• Given data:
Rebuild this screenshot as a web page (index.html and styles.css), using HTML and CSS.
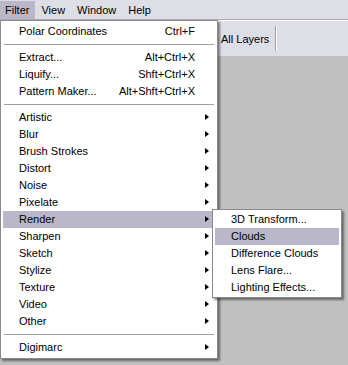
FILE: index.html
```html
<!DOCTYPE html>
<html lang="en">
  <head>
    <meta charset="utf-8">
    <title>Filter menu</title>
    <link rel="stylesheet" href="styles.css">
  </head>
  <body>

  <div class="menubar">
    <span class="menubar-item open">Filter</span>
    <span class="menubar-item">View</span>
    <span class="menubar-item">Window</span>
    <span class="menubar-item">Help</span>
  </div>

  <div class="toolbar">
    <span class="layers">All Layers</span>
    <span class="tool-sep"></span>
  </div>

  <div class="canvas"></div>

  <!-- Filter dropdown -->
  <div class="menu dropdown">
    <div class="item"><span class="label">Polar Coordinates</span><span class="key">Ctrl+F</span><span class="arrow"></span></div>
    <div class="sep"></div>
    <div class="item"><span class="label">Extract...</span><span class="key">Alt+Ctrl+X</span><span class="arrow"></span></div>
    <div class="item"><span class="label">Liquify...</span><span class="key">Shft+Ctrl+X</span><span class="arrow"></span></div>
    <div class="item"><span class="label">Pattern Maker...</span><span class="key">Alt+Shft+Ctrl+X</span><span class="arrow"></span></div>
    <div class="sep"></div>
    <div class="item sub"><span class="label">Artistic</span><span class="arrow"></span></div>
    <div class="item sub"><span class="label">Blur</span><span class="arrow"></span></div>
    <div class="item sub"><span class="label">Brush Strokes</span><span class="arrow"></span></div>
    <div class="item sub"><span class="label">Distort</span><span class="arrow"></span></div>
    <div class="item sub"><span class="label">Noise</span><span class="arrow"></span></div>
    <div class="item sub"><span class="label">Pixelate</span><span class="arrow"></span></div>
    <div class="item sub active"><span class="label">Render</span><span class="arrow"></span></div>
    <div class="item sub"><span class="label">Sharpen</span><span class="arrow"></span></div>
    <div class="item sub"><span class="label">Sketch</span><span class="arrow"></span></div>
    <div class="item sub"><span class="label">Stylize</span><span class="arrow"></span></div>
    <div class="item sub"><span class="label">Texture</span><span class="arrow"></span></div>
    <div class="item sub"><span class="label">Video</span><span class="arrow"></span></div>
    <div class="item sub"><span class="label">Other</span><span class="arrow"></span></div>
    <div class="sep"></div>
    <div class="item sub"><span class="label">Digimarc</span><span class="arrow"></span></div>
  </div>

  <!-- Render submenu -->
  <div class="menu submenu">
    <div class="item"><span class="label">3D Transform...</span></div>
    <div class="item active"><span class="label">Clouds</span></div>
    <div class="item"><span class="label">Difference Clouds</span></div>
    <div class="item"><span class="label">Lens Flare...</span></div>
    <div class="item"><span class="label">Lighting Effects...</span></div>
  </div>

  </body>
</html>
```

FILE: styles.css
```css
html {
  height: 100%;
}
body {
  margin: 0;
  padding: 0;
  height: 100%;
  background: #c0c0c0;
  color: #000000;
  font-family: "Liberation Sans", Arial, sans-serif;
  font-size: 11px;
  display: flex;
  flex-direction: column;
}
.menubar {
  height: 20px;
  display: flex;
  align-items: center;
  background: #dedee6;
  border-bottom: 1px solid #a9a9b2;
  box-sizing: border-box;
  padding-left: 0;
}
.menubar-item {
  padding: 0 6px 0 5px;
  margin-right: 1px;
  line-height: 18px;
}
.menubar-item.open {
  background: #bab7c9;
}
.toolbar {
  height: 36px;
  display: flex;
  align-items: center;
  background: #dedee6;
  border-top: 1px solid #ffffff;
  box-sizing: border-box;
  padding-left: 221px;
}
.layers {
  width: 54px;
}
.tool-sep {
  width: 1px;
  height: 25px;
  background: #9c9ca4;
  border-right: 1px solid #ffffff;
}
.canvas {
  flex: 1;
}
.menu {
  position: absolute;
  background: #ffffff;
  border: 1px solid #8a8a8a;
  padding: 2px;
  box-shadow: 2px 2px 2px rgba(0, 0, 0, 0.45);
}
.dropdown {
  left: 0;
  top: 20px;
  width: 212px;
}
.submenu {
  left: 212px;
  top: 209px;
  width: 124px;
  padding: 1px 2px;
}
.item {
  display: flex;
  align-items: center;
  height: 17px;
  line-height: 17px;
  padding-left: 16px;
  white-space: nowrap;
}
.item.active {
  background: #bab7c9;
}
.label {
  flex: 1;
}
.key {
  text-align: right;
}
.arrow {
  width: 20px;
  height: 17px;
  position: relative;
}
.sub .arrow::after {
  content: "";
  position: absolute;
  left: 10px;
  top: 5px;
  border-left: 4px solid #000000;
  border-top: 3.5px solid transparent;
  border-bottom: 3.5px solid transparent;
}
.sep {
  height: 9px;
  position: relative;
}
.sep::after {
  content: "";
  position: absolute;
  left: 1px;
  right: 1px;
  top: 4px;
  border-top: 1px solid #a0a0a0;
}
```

...

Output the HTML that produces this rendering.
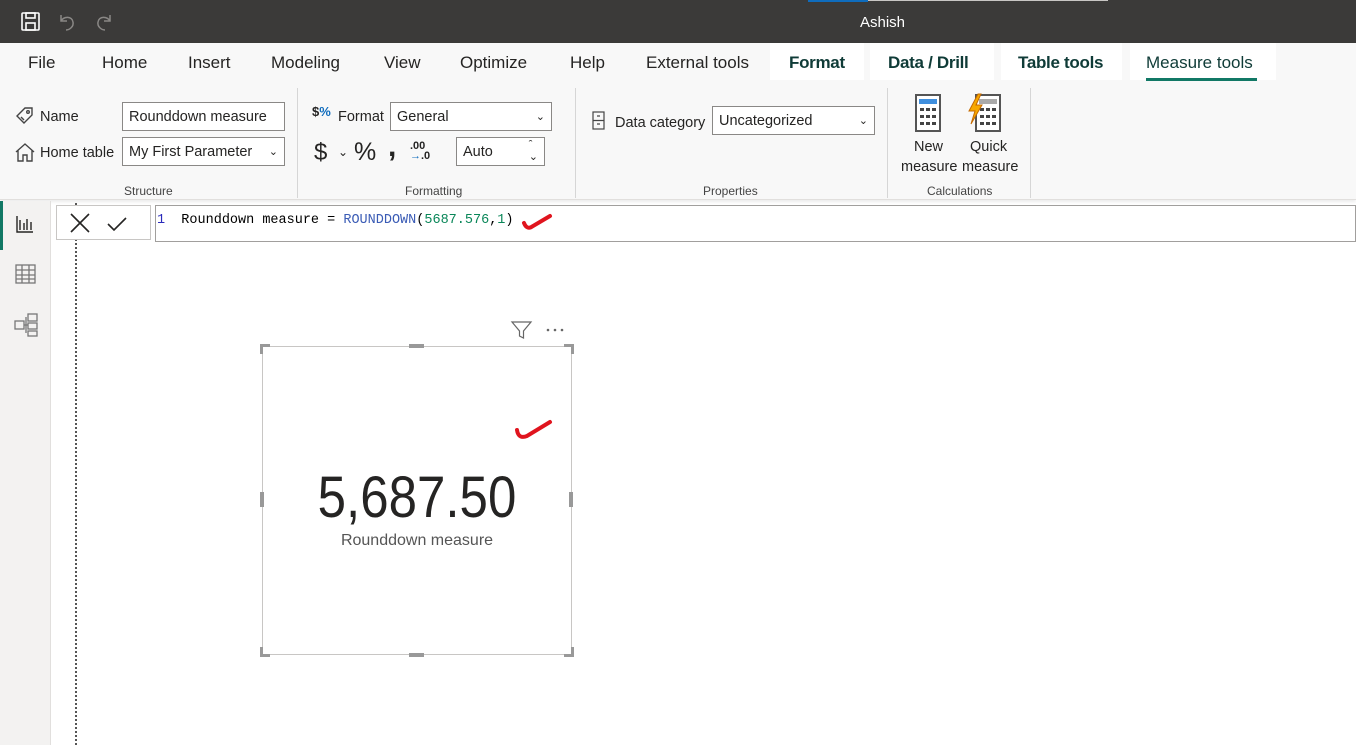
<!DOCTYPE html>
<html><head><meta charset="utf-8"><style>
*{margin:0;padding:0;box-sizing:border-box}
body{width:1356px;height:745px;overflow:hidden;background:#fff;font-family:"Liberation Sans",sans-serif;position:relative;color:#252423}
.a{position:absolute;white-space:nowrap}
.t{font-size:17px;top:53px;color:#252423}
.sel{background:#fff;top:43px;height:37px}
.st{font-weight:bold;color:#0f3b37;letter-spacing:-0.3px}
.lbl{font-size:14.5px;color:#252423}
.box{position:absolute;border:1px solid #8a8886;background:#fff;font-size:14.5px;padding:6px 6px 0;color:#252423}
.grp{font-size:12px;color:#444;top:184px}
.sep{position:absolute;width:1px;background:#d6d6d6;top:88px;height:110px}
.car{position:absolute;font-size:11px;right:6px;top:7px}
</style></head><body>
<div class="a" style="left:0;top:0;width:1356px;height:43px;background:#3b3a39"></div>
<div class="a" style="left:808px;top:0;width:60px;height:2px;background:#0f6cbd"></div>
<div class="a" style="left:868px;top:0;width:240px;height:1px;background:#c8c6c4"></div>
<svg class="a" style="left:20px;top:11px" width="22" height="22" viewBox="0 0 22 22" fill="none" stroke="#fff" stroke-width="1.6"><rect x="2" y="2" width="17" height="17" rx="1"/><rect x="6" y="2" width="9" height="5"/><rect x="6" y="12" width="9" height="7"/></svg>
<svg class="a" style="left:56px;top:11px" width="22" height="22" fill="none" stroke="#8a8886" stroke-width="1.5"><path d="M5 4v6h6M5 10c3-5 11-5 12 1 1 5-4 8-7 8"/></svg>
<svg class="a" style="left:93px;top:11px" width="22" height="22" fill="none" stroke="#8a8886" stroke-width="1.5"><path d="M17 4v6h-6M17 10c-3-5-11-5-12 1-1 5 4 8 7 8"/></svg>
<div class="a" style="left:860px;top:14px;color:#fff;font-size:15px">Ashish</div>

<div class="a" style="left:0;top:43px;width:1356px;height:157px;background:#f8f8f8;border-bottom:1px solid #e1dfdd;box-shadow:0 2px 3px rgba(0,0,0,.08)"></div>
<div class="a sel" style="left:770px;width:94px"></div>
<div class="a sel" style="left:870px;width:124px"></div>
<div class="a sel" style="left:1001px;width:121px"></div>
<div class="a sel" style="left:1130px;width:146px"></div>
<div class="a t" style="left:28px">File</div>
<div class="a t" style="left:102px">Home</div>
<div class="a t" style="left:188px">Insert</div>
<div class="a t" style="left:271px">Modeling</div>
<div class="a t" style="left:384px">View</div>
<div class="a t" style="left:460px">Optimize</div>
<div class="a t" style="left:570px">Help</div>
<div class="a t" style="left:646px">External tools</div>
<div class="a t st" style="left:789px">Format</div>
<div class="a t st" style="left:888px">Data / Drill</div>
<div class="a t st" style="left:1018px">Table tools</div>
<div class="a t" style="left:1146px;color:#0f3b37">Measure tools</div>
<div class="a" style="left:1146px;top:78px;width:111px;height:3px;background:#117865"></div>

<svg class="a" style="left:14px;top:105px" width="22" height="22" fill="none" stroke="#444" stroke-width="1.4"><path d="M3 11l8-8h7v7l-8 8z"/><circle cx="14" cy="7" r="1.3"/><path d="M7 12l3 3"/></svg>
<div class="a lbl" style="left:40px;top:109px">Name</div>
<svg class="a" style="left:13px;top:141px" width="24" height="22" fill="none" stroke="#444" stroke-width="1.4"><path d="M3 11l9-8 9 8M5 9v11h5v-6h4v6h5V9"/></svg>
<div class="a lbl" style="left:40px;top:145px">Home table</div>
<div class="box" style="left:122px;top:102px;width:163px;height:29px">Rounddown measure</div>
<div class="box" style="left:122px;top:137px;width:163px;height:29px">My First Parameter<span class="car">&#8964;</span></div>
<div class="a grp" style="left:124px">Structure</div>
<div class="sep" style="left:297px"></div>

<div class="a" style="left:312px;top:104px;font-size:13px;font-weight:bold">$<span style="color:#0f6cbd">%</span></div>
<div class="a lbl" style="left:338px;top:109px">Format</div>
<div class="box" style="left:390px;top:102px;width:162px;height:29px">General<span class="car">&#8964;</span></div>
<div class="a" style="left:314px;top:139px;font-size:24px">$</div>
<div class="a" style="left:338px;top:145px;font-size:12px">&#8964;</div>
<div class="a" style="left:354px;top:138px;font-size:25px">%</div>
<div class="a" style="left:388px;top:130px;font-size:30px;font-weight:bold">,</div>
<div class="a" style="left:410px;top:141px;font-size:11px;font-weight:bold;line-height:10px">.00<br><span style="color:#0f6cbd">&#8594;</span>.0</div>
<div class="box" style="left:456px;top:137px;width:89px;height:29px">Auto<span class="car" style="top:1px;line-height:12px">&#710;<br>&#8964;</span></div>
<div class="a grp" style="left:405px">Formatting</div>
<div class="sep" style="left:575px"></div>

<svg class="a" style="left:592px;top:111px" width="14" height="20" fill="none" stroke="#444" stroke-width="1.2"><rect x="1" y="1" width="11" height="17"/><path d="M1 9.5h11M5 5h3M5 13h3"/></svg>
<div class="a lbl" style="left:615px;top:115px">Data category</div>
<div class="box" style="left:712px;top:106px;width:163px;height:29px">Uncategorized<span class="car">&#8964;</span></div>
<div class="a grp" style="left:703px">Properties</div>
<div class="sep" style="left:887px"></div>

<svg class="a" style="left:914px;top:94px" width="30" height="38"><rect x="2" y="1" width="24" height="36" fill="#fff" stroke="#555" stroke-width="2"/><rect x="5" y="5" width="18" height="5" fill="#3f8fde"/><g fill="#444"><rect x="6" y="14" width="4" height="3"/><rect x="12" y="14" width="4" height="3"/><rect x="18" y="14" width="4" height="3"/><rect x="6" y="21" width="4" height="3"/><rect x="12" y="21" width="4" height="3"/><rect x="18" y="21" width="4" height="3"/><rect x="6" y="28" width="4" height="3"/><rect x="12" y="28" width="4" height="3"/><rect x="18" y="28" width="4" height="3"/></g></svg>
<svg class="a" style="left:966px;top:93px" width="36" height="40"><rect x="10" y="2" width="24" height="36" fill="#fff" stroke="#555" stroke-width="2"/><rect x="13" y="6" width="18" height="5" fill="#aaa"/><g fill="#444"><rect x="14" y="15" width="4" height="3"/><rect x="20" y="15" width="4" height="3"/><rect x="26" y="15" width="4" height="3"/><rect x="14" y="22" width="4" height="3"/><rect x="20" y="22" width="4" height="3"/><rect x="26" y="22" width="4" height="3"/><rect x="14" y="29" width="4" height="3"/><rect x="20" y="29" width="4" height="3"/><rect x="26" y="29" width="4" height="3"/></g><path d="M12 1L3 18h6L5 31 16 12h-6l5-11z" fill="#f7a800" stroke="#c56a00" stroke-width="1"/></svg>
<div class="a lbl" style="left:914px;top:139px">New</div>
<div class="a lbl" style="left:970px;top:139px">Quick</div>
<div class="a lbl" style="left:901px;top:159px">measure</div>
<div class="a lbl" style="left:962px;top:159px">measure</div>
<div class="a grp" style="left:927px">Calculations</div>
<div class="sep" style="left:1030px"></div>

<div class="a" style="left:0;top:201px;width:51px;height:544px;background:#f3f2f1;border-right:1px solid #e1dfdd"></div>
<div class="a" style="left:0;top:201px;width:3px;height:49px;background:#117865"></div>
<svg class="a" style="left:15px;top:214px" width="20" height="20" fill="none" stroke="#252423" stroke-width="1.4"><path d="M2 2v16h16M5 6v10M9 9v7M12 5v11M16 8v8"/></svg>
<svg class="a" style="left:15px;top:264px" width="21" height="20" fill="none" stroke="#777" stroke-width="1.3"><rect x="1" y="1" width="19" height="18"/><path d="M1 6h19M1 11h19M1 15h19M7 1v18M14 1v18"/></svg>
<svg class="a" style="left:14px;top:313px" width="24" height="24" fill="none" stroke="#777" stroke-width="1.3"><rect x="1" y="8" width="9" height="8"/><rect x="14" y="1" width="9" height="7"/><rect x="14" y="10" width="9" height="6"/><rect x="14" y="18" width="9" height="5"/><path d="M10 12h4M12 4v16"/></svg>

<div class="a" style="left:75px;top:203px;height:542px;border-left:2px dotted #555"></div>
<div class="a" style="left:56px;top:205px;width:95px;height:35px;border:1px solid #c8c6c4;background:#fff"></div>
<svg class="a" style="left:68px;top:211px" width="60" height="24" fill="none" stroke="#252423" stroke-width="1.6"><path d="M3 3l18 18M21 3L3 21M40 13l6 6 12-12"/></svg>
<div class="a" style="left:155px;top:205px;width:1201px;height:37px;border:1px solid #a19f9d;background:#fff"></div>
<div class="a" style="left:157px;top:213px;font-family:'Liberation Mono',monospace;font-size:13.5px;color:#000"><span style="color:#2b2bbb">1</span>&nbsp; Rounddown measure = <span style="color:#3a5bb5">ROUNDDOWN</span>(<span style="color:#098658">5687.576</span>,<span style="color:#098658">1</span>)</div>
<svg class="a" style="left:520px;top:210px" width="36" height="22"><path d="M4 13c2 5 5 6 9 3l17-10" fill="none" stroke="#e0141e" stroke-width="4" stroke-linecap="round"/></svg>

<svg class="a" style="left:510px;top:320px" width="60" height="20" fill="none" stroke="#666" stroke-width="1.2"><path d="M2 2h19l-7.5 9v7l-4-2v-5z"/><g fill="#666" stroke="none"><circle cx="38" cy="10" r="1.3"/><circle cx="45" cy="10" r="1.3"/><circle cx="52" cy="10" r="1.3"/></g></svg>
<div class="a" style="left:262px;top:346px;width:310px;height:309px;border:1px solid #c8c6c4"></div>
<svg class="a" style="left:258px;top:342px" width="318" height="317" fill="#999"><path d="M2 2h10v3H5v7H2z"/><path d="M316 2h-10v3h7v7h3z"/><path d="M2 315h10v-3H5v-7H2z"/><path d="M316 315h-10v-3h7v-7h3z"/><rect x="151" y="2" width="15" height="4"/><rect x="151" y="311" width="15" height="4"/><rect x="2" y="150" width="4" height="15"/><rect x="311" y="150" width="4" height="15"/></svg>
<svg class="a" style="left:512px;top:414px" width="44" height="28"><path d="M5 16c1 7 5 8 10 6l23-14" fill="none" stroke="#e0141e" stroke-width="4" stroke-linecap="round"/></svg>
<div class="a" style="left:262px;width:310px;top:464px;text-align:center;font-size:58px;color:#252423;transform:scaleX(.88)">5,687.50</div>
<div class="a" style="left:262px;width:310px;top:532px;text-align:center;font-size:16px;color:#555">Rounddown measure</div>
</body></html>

* * *

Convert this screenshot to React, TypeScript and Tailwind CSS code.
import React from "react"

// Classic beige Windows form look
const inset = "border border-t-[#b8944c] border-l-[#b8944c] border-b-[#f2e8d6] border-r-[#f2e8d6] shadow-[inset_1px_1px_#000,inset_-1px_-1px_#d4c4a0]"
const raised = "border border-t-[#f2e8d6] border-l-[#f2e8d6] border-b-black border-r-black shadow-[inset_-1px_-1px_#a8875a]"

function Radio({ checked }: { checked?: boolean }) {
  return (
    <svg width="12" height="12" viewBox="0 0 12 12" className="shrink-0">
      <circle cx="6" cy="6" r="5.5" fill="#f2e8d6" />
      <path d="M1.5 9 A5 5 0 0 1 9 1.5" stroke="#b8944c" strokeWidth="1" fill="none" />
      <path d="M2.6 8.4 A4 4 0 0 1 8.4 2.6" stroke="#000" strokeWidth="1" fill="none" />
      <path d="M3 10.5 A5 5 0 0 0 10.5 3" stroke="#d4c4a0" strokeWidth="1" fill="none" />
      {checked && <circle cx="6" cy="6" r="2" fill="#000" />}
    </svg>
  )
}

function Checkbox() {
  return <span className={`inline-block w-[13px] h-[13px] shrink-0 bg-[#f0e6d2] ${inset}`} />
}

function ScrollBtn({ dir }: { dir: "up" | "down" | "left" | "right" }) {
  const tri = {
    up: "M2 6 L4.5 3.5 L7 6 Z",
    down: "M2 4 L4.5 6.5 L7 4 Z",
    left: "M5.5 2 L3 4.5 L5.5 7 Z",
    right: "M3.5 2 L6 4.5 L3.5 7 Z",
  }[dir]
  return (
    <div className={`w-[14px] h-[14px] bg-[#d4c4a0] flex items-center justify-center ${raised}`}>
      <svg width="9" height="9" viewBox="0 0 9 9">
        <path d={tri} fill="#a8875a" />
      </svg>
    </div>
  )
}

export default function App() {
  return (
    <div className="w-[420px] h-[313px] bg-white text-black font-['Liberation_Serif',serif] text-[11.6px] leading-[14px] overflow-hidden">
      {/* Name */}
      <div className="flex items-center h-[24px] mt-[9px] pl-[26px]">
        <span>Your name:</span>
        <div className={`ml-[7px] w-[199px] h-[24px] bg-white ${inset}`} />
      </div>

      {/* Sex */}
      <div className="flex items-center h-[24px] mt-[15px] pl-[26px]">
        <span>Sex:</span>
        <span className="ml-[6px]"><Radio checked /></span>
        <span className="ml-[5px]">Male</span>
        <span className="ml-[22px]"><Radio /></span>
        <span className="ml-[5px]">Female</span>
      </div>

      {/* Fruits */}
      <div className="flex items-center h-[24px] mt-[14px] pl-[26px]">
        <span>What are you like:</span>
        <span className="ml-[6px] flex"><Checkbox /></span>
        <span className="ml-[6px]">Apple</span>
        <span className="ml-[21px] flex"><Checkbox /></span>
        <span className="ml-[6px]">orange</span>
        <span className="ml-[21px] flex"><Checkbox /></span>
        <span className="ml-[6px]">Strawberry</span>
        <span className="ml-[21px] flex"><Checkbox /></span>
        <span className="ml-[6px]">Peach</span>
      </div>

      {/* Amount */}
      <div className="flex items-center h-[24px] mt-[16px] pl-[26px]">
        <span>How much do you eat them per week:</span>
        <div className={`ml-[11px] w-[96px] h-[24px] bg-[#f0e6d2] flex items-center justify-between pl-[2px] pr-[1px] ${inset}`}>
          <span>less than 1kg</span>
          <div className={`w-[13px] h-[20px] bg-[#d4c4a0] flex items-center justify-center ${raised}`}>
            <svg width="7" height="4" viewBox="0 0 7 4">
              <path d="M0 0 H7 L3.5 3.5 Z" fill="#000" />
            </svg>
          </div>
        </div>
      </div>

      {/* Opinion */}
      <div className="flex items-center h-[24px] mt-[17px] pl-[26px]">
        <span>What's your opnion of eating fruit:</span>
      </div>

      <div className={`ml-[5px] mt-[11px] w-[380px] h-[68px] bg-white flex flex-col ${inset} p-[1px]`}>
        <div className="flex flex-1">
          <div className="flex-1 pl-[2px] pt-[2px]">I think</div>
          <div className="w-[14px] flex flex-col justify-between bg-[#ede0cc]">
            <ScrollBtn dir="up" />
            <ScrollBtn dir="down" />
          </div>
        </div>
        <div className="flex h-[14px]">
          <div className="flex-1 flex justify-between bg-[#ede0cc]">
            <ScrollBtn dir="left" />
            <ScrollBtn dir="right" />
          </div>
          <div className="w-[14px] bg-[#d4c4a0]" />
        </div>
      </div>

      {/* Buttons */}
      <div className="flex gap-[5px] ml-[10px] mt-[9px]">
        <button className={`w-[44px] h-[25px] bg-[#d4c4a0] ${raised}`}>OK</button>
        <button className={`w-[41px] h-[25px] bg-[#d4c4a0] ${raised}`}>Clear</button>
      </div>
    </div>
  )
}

• Required task: Tell how many lines contain the word "styles", using only the number.

• Result of this task: 3